Print the listing as it stands, omitting all images.

___

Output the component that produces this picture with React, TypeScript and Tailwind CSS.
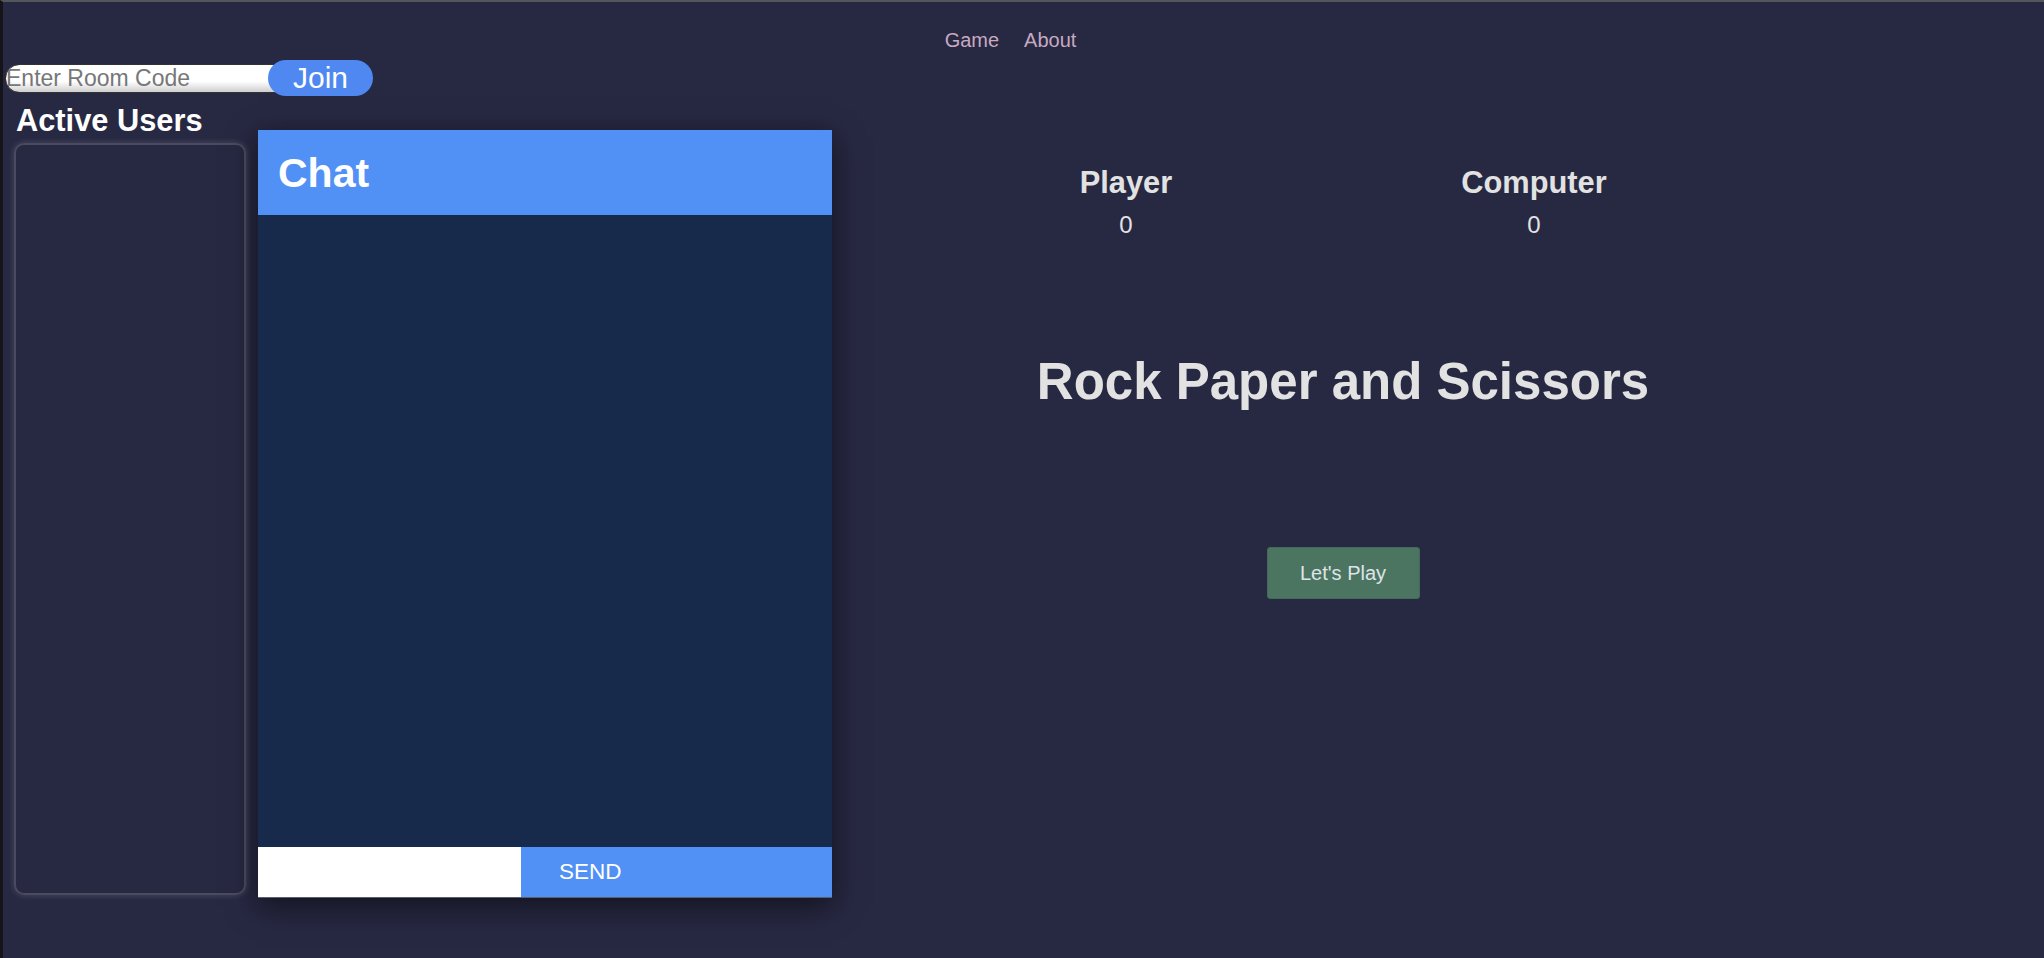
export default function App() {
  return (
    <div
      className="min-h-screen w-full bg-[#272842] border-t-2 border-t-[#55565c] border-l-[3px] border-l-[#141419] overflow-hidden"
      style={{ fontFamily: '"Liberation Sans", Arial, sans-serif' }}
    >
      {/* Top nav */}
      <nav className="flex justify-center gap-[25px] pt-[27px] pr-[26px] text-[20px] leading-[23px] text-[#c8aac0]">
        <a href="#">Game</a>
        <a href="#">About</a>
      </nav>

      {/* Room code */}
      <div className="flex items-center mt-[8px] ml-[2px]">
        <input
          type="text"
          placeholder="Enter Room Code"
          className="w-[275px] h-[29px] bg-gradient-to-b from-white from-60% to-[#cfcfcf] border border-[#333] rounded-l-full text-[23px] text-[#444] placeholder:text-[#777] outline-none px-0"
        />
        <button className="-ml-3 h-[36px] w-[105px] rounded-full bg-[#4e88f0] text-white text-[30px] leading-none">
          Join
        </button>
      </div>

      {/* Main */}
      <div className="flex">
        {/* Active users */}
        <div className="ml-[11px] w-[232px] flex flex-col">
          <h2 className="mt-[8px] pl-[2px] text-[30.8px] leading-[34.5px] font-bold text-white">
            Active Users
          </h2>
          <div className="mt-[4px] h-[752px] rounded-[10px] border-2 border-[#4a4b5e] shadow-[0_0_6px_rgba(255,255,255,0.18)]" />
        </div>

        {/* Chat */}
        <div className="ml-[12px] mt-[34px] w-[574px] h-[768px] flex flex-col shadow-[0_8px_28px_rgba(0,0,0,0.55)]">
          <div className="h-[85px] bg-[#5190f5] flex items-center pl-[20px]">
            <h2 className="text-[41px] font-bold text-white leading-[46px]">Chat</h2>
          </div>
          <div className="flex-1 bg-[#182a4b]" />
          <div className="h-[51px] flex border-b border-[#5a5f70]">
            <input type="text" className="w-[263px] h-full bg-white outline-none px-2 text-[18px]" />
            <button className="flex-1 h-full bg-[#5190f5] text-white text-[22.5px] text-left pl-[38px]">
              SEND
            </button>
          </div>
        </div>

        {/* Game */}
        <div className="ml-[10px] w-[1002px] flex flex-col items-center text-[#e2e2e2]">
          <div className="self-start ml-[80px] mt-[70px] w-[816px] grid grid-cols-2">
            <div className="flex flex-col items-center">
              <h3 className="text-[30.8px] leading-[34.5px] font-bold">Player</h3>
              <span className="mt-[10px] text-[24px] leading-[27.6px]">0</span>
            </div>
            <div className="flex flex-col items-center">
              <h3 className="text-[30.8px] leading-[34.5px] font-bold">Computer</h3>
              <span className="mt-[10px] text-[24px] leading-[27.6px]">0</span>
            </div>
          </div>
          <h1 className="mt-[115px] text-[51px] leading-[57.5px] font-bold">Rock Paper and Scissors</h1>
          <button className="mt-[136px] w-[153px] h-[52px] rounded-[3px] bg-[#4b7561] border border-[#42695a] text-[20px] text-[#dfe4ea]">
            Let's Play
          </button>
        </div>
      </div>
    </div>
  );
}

___

CORRECT ANSWER —
Output the component that produces this picture with React, TypeScript and Tailwind CSS.
export default function App() {
  return (
    <div
      className="min-h-screen w-full bg-[#272842] border-t-2 border-t-[#55565c] border-l-[3px] border-l-[#141419] overflow-hidden"
      style={{ fontFamily: '"Liberation Sans", Arial, sans-serif' }}
    >
      {/* Top nav */}
      <nav className="flex justify-center gap-[25px] pt-[27px] pr-[26px] text-[20px] leading-[23px] text-[#c8aac0]">
        <a href="#">Game</a>
        <a href="#">About</a>
      </nav>

      {/* Room code */}
      <div className="flex items-center mt-[8px] ml-[2px]">
        <input
          type="text"
          placeholder="Enter Room Code"
          className="w-[275px] h-[29px] bg-gradient-to-b from-white from-60% to-[#cfcfcf] border border-[#333] rounded-l-full text-[23px] text-[#444] placeholder:text-[#777] outline-none px-0"
        />
        <button className="-ml-3 h-[36px] w-[105px] rounded-full bg-[#4e88f0] text-white text-[30px] leading-none">
          Join
        </button>
      </div>

      {/* Main */}
      <div className="flex">
        {/* Active users */}
        <div className="ml-[11px] w-[232px] flex flex-col">
          <h2 className="mt-[8px] pl-[2px] text-[30.8px] leading-[34.5px] font-bold text-white">
            Active Users
          </h2>
          <div className="mt-[4px] h-[752px] rounded-[10px] border-2 border-[#4a4b5e] shadow-[0_0_6px_rgba(255,255,255,0.18)]" />
        </div>

        {/* Chat */}
        <div className="ml-[12px] mt-[34px] w-[574px] h-[768px] flex flex-col shadow-[0_8px_28px_rgba(0,0,0,0.55)]">
          <div className="h-[85px] bg-[#5190f5] flex items-center pl-[20px]">
            <h2 className="text-[41px] font-bold text-white leading-[46px]">Chat</h2>
          </div>
          <div className="flex-1 bg-[#182a4b]" />
          <div className="h-[51px] flex border-b border-[#5a5f70]">
            <input type="text" className="w-[263px] h-full bg-white outline-none px-2 text-[18px]" />
            <button className="flex-1 h-full bg-[#5190f5] text-white text-[22.5px] text-left pl-[38px]">
              SEND
            </button>
          </div>
        </div>

        {/* Game */}
        <div className="ml-[10px] w-[1002px] flex flex-col items-center text-[#e2e2e2]">
          <div className="self-start ml-[80px] mt-[70px] w-[816px] grid grid-cols-2">
            <div className="flex flex-col items-center">
              <h3 className="text-[30.8px] leading-[34.5px] font-bold">Player</h3>
              <span className="mt-[10px] text-[24px] leading-[27.6px]">0</span>
            </div>
            <div className="flex flex-col items-center">
              <h3 className="text-[30.8px] leading-[34.5px] font-bold">Computer</h3>
              <span className="mt-[10px] text-[24px] leading-[27.6px]">0</span>
            </div>
          </div>
          <h1 className="mt-[115px] text-[51px] leading-[57.5px] font-bold">Rock Paper and Scissors</h1>
          <button className="mt-[136px] w-[153px] h-[52px] rounded-[3px] bg-[#4b7561] border border-[#42695a] text-[20px] text-[#dfe4ea]">
            Let's Play
          </button>
        </div>
      </div>
    </div>
  );
}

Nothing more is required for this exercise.